THE LEFT PERSPECTIVE

Civil liberties advocates and progressive lawmakers argue that ICE’s use of spyware sets a dangerous precedent with virtually no public oversight. The American Civil Liberties Union (ACLU) has long warned that commercial spyware tools — similar in capability to NSO Group’s Pegasus — are routinely misused beyond their stated targets, sweeping up innocent individuals, journalists, and activists in their dragnet. The fact that ICE disclosed this program only under congressional pressure, rather than proactively, suggests a troubling lack of transparency.
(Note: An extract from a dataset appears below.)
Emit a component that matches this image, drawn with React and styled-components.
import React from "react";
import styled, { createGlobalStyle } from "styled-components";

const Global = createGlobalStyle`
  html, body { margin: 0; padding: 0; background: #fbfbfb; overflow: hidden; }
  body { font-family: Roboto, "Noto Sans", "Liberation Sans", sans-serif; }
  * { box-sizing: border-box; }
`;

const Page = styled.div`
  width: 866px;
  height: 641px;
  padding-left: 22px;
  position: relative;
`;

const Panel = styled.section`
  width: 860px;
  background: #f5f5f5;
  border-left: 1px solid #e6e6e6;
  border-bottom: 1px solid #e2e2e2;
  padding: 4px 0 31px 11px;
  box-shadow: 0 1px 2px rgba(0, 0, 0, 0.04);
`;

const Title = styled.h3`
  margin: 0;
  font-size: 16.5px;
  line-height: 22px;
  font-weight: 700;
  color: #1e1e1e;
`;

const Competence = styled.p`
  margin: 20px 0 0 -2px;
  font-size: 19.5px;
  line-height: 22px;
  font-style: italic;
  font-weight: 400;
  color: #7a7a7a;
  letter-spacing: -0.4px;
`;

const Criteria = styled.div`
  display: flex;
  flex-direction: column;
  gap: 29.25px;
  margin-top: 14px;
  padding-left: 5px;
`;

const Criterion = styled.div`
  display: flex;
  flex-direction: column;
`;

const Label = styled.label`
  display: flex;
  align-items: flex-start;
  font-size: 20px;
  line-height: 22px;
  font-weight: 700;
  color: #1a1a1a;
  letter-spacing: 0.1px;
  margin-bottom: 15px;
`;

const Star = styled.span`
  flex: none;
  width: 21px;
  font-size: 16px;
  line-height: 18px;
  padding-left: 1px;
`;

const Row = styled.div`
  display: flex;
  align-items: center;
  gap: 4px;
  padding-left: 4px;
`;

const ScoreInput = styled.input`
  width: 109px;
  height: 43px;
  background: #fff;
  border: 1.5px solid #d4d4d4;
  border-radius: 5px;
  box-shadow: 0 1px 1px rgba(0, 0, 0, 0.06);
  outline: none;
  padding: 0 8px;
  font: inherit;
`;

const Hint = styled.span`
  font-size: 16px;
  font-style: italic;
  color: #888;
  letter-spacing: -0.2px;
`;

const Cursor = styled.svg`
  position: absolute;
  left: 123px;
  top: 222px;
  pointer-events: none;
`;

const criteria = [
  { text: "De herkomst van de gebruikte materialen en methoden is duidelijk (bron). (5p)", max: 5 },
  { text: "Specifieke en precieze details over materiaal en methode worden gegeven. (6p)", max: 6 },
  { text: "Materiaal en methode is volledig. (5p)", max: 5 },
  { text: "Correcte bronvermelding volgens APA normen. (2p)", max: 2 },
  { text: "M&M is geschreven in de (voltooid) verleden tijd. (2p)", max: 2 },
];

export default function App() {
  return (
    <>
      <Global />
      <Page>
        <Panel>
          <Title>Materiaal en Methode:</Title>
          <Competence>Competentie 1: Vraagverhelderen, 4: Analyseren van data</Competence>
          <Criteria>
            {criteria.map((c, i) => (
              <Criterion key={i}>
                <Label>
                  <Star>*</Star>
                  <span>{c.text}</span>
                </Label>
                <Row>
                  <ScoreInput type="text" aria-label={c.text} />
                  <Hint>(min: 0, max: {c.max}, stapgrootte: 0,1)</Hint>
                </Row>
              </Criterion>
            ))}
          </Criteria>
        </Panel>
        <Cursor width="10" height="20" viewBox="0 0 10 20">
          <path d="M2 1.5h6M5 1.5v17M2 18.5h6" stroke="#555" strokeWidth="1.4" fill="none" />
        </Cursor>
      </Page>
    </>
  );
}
Critics on the left point out that ICE has a documented history of mission creep — an agency originally created for immigration enforcement that has expanded into drug trafficking, gang activity, and now digital surveillance. Senator Ron Wyden (D-OR), a leading voice on surveillance reform, has called for strict legislative guardrails on any government use of commercial spyware, citing the 2023 Biden executive order that restricted — but did not ban — federal agency use of such tools. Progressives argue that order did not go nearly far enough.

There is also a disproportionate impact concern: communities of color and immigrant populations are statistically more likely to be subjects of ICE surveillance, meaning spyware deployment could further entrench systemic inequities. The Electronic Frontier Foundation (EFF) has noted that once surveillance infrastructure is built, it is rarely limited to its original stated purpose — a phenomenon sometimes called the “surveillance ratchet.”

THE RIGHT PERSPECTIVE

Conservatives and law enforcement advocates argue that the fentanyl crisis — which killed over 74,000 Americans in 2023 according to the CDC — demands that federal agencies deploy every legal tool available. Encrypted messaging apps have become the operational backbone of transnational drug cartels, allowing traffickers to coordinate shipments across the U.S.-Mexico border with near-total impunity. Spyware that can pierce that encryption, they argue, is not a luxury — it is a necessity in a modern drug war.
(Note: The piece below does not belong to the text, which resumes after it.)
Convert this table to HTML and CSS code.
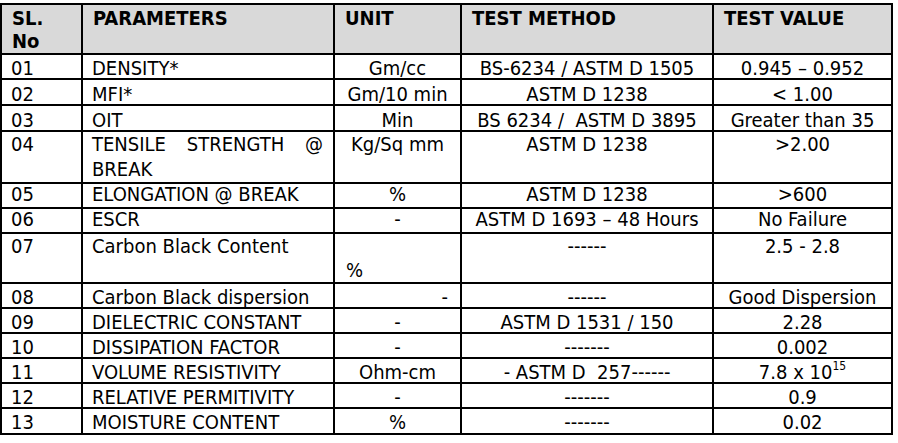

Supporters on the right point to the authorization chain: ICE operates under the Department of Homeland Security, and any use of intercept technology for criminal investigations is presumed to involve judicial oversight in the form of court orders or warrants. Heritage Foundation analysts and former law enforcement officials have argued that the outrage over this disclosure is largely performative — the same tools, in various forms, have been used by the FBI and DEA for years under existing legal frameworks like the Electronic Communications Privacy Act (ECPA).
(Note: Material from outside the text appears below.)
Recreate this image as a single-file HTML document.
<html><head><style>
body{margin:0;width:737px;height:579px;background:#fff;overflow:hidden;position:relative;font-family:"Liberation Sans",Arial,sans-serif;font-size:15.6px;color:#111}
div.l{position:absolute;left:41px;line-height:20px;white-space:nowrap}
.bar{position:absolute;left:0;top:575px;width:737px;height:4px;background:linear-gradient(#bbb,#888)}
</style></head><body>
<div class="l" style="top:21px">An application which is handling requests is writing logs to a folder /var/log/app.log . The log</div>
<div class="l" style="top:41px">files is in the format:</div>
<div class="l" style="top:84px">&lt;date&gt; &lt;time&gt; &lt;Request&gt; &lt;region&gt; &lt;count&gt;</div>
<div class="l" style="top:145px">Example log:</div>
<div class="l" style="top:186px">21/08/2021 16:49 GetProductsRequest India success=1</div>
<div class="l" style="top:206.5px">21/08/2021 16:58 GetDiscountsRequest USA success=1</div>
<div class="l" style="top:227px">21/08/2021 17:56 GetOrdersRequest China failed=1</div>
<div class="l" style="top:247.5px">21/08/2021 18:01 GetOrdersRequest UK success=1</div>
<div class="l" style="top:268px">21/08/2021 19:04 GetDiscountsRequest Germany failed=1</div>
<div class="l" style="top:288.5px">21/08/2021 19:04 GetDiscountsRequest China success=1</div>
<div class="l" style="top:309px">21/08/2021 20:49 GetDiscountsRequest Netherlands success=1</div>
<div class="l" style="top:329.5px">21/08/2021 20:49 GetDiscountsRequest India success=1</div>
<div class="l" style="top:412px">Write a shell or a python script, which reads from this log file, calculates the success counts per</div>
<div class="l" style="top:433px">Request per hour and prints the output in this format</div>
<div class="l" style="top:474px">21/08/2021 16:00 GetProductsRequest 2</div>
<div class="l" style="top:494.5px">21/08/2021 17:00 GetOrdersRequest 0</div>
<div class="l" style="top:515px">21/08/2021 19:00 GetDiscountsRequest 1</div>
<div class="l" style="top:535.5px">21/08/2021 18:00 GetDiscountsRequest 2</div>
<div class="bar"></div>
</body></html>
From a national security standpoint, many conservatives view the disclosure itself — forced by a congressional letter — as the real problem, arguing that revealing the existence and scope of active surveillance methods tips off criminal networks. They point to the Trump administration’s broader push to give law enforcement agencies wider latitude to combat drug trafficking and border crime, framing the spyware use as consistent with a tough-on-crime mandate that voters endorsed.

FACT CHECK VERDICTS

✓ TRUE

Fentanyl overdose deaths exceeded 74,000 in 2023. The CDC’s National Center for Health Statistics confirmed approximately 74,702 synthetic opioid-involved overdose deaths in 2023, making fentanyl the leading driver of the U.S. overdose crisis.

✗ FALSE

Claim: ICE’s spyware use is fully covered under existing surveillance law with no legal gaps. This is false. Legal experts, including those at the Brennan Center for Justice, note that commercial spyware tools often operate in significant legal gray zones — existing statutes like ECPA were written before such technology existed and do not clearly mandate the same warrant standards applied to traditional wiretaps in all use cases.

~ MIXED

Claim: The Biden executive order effectively restricted federal spyware use. Partially true. President Biden’s 2023 executive order did bar federal agencies from using commercial spyware that poses counterintelligence risks or has been misused by foreign governments — but critics including Senator Wyden noted it contained broad national security exemptions and lacked enforcement mechanisms, limiting its real-world impact.

COMMON GROUND

Despite sharp disagreements on method and risk, both sides broadly agree that the fentanyl crisis is a genuine national emergency requiring serious law enforcement action. Both also agree — at least in principle — that any government surveillance program should operate under some form of judicial oversight and congressional accountability, rather than in total secrecy. Even the most vocal conservative defenders of ICE’s spyware use have not argued for zero oversight; they argue existing frameworks are sufficient. Meanwhile, even the most vocal progressive critics are not calling for a complete halt to drug enforcement — they are calling for transparent, court-supervised rules. That shared premise — that power must have limits, even in emergencies — is the foundation on which durable surveillance reform could actually be built.

“Durable solutions that survive changes in power.”